_TASK_
Without including the pictures, copy out every line below.

▽

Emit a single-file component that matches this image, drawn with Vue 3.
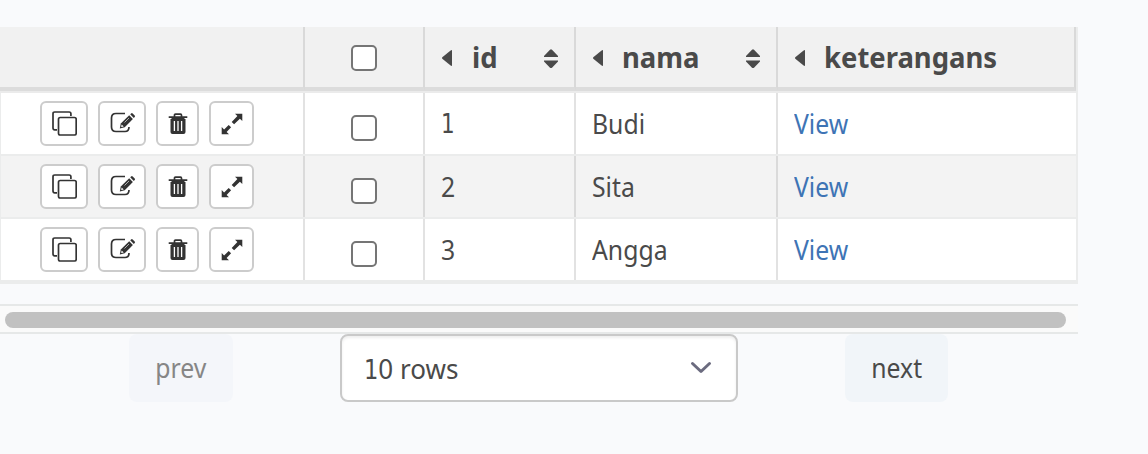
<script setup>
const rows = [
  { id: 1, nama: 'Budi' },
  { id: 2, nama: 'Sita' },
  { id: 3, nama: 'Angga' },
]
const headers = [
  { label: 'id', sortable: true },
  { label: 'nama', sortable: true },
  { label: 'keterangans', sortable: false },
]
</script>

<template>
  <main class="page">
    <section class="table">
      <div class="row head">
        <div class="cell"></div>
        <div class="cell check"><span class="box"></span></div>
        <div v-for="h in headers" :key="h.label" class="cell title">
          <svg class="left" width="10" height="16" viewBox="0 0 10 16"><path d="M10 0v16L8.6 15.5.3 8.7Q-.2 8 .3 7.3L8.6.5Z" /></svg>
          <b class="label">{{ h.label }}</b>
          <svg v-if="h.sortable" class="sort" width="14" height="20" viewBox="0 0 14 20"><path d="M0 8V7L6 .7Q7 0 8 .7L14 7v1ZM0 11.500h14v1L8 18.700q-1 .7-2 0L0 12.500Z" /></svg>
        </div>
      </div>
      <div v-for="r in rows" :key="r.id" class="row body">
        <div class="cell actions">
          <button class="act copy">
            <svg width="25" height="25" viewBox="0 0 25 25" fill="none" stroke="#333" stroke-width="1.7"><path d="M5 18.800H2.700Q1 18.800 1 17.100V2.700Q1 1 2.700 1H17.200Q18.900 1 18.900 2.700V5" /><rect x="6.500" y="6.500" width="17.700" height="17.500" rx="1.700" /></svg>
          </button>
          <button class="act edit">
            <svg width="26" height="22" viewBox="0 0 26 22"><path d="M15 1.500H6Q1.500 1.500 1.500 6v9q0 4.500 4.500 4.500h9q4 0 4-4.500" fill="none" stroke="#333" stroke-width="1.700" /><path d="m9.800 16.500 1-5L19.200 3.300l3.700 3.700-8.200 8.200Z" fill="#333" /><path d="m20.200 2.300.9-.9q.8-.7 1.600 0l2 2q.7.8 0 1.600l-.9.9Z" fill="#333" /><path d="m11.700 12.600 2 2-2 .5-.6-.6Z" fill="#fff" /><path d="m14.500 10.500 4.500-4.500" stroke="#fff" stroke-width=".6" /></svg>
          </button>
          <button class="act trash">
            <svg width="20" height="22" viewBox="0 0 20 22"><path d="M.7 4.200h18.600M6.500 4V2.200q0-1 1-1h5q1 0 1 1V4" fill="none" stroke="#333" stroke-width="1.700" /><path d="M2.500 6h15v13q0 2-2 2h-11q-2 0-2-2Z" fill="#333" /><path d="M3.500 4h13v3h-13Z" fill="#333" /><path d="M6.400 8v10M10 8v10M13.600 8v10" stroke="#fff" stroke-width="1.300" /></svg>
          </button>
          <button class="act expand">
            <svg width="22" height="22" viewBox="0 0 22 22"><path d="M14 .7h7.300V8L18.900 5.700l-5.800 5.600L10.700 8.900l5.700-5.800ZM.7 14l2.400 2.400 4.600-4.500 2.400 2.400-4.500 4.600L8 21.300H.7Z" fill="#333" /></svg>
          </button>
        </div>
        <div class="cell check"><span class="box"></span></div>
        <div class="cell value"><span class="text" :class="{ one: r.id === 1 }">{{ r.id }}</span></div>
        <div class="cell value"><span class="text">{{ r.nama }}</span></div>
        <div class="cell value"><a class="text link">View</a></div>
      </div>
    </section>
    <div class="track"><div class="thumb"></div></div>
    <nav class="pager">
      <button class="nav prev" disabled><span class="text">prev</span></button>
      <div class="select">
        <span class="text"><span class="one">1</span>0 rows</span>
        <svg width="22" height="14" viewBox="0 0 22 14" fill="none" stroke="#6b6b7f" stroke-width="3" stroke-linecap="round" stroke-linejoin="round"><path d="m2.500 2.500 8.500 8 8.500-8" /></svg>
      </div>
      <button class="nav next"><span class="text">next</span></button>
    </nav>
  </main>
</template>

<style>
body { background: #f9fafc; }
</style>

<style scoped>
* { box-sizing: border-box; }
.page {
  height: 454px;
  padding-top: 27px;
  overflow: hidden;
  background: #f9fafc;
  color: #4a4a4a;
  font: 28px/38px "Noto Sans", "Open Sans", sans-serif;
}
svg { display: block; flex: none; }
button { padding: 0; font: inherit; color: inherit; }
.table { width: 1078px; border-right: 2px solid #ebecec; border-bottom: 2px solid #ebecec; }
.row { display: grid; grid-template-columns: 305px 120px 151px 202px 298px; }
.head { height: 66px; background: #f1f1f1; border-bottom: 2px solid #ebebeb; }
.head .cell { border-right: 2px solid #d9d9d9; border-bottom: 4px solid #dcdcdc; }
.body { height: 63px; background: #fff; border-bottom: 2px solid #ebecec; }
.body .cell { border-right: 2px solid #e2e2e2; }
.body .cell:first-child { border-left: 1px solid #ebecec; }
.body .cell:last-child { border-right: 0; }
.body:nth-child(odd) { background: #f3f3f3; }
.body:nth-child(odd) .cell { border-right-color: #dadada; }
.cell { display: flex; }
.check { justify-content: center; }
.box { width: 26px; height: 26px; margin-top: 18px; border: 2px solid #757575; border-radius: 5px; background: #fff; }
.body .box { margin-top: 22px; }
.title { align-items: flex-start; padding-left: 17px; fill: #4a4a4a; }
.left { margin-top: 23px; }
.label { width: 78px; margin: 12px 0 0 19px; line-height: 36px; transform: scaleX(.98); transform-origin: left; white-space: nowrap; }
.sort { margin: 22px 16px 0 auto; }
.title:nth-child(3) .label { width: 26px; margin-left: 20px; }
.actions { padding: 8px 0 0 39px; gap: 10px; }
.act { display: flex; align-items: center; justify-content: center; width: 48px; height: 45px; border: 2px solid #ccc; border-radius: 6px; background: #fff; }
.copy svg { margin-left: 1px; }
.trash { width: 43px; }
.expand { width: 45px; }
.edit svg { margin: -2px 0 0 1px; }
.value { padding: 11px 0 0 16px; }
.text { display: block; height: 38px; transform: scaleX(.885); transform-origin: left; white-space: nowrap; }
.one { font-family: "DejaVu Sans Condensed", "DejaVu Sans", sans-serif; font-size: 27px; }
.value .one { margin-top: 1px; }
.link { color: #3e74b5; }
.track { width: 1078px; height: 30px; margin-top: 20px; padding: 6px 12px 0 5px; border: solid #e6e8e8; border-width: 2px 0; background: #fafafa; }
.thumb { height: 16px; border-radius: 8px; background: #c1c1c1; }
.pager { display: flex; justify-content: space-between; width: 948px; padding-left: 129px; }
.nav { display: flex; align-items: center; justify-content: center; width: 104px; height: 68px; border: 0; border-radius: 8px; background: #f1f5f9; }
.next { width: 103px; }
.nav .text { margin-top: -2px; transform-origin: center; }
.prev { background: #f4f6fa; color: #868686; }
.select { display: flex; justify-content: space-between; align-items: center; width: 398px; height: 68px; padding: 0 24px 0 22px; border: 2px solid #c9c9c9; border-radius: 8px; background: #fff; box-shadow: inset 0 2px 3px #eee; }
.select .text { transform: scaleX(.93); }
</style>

△

_RESPONSE FOR THIS EXERCISE_
Emit a single-file component that matches this image, drawn with Vue 3.
<script setup>
const rows = [
  { id: 1, nama: 'Budi' },
  { id: 2, nama: 'Sita' },
  { id: 3, nama: 'Angga' },
]
const headers = [
  { label: 'id', sortable: true },
  { label: 'nama', sortable: true },
  { label: 'keterangans', sortable: false },
]
</script>

<template>
  <main class="page">
    <section class="table">
      <div class="row head">
        <div class="cell"></div>
        <div class="cell check"><span class="box"></span></div>
        <div v-for="h in headers" :key="h.label" class="cell title">
          <svg class="left" width="10" height="16" viewBox="0 0 10 16"><path d="M10 0v16L8.6 15.5.3 8.7Q-.2 8 .3 7.3L8.6.5Z" /></svg>
          <b class="label">{{ h.label }}</b>
          <svg v-if="h.sortable" class="sort" width="14" height="20" viewBox="0 0 14 20"><path d="M0 8V7L6 .7Q7 0 8 .7L14 7v1ZM0 11.500h14v1L8 18.700q-1 .7-2 0L0 12.500Z" /></svg>
        </div>
      </div>
      <div v-for="r in rows" :key="r.id" class="row body">
        <div class="cell actions">
          <button class="act copy">
            <svg width="25" height="25" viewBox="0 0 25 25" fill="none" stroke="#333" stroke-width="1.7"><path d="M5 18.800H2.700Q1 18.800 1 17.100V2.700Q1 1 2.700 1H17.200Q18.900 1 18.900 2.700V5" /><rect x="6.500" y="6.500" width="17.700" height="17.500" rx="1.700" /></svg>
          </button>
          <button class="act edit">
            <svg width="26" height="22" viewBox="0 0 26 22"><path d="M15 1.500H6Q1.500 1.500 1.500 6v9q0 4.500 4.500 4.500h9q4 0 4-4.500" fill="none" stroke="#333" stroke-width="1.700" /><path d="m9.800 16.500 1-5L19.200 3.300l3.700 3.700-8.200 8.200Z" fill="#333" /><path d="m20.200 2.300.9-.9q.8-.7 1.600 0l2 2q.7.8 0 1.600l-.9.9Z" fill="#333" /><path d="m11.700 12.600 2 2-2 .5-.6-.6Z" fill="#fff" /><path d="m14.500 10.500 4.500-4.500" stroke="#fff" stroke-width=".6" /></svg>
          </button>
          <button class="act trash">
            <svg width="20" height="22" viewBox="0 0 20 22"><path d="M.7 4.200h18.600M6.500 4V2.200q0-1 1-1h5q1 0 1 1V4" fill="none" stroke="#333" stroke-width="1.700" /><path d="M2.500 6h15v13q0 2-2 2h-11q-2 0-2-2Z" fill="#333" /><path d="M3.500 4h13v3h-13Z" fill="#333" /><path d="M6.400 8v10M10 8v10M13.600 8v10" stroke="#fff" stroke-width="1.300" /></svg>
          </button>
          <button class="act expand">
            <svg width="22" height="22" viewBox="0 0 22 22"><path d="M14 .7h7.300V8L18.900 5.700l-5.800 5.600L10.700 8.900l5.700-5.800ZM.7 14l2.400 2.400 4.600-4.500 2.400 2.400-4.500 4.600L8 21.300H.7Z" fill="#333" /></svg>
          </button>
        </div>
        <div class="cell check"><span class="box"></span></div>
        <div class="cell value"><span class="text" :class="{ one: r.id === 1 }">{{ r.id }}</span></div>
        <div class="cell value"><span class="text">{{ r.nama }}</span></div>
        <div class="cell value"><a class="text link">View</a></div>
      </div>
    </section>
    <div class="track"><div class="thumb"></div></div>
    <nav class="pager">
      <button class="nav prev" disabled><span class="text">prev</span></button>
      <div class="select">
        <span class="text"><span class="one">1</span>0 rows</span>
        <svg width="22" height="14" viewBox="0 0 22 14" fill="none" stroke="#6b6b7f" stroke-width="3" stroke-linecap="round" stroke-linejoin="round"><path d="m2.500 2.500 8.500 8 8.500-8" /></svg>
      </div>
      <button class="nav next"><span class="text">next</span></button>
    </nav>
  </main>
</template>

<style>
body { background: #f9fafc; }
</style>

<style scoped>
* { box-sizing: border-box; }
.page {
  height: 454px;
  padding-top: 27px;
  overflow: hidden;
  background: #f9fafc;
  color: #4a4a4a;
  font: 28px/38px "Noto Sans", "Open Sans", sans-serif;
}
svg { display: block; flex: none; }
button { padding: 0; font: inherit; color: inherit; }
.table { width: 1078px; border-right: 2px solid #ebecec; border-bottom: 2px solid #ebecec; }
.row { display: grid; grid-template-columns: 305px 120px 151px 202px 298px; }
.head { height: 66px; background: #f1f1f1; border-bottom: 2px solid #ebebeb; }
.head .cell { border-right: 2px solid #d9d9d9; border-bottom: 4px solid #dcdcdc; }
.body { height: 63px; background: #fff; border-bottom: 2px solid #ebecec; }
.body .cell { border-right: 2px solid #e2e2e2; }
.body .cell:first-child { border-left: 1px solid #ebecec; }
.body .cell:last-child { border-right: 0; }
.body:nth-child(odd) { background: #f3f3f3; }
.body:nth-child(odd) .cell { border-right-color: #dadada; }
.cell { display: flex; }
.check { justify-content: center; }
.box { width: 26px; height: 26px; margin-top: 18px; border: 2px solid #757575; border-radius: 5px; background: #fff; }
.body .box { margin-top: 22px; }
.title { align-items: flex-start; padding-left: 17px; fill: #4a4a4a; }
.left { margin-top: 23px; }
.label { width: 78px; margin: 12px 0 0 19px; line-height: 36px; transform: scaleX(.98); transform-origin: left; white-space: nowrap; }
.sort { margin: 22px 16px 0 auto; }
.title:nth-child(3) .label { width: 26px; margin-left: 20px; }
.actions { padding: 8px 0 0 39px; gap: 10px; }
.act { display: flex; align-items: center; justify-content: center; width: 48px; height: 45px; border: 2px solid #ccc; border-radius: 6px; background: #fff; }
.copy svg { margin-left: 1px; }
.trash { width: 43px; }
.expand { width: 45px; }
.edit svg { margin: -2px 0 0 1px; }
.value { padding: 11px 0 0 16px; }
.text { display: block; height: 38px; transform: scaleX(.885); transform-origin: left; white-space: nowrap; }
.one { font-family: "DejaVu Sans Condensed", "DejaVu Sans", sans-serif; font-size: 27px; }
.value .one { margin-top: 1px; }
.link { color: #3e74b5; }
.track { width: 1078px; height: 30px; margin-top: 20px; padding: 6px 12px 0 5px; border: solid #e6e8e8; border-width: 2px 0; background: #fafafa; }
.thumb { height: 16px; border-radius: 8px; background: #c1c1c1; }
.pager { display: flex; justify-content: space-between; width: 948px; padding-left: 129px; }
.nav { display: flex; align-items: center; justify-content: center; width: 104px; height: 68px; border: 0; border-radius: 8px; background: #f1f5f9; }
.next { width: 103px; }
.nav .text { margin-top: -2px; transform-origin: center; }
.prev { background: #f4f6fa; color: #868686; }
.select { display: flex; justify-content: space-between; align-items: center; width: 398px; height: 68px; padding: 0 24px 0 22px; border: 2px solid #c9c9c9; border-radius: 8px; background: #fff; box-shadow: inset 0 2px 3px #eee; }
.select .text { transform: scaleX(.93); }
</style>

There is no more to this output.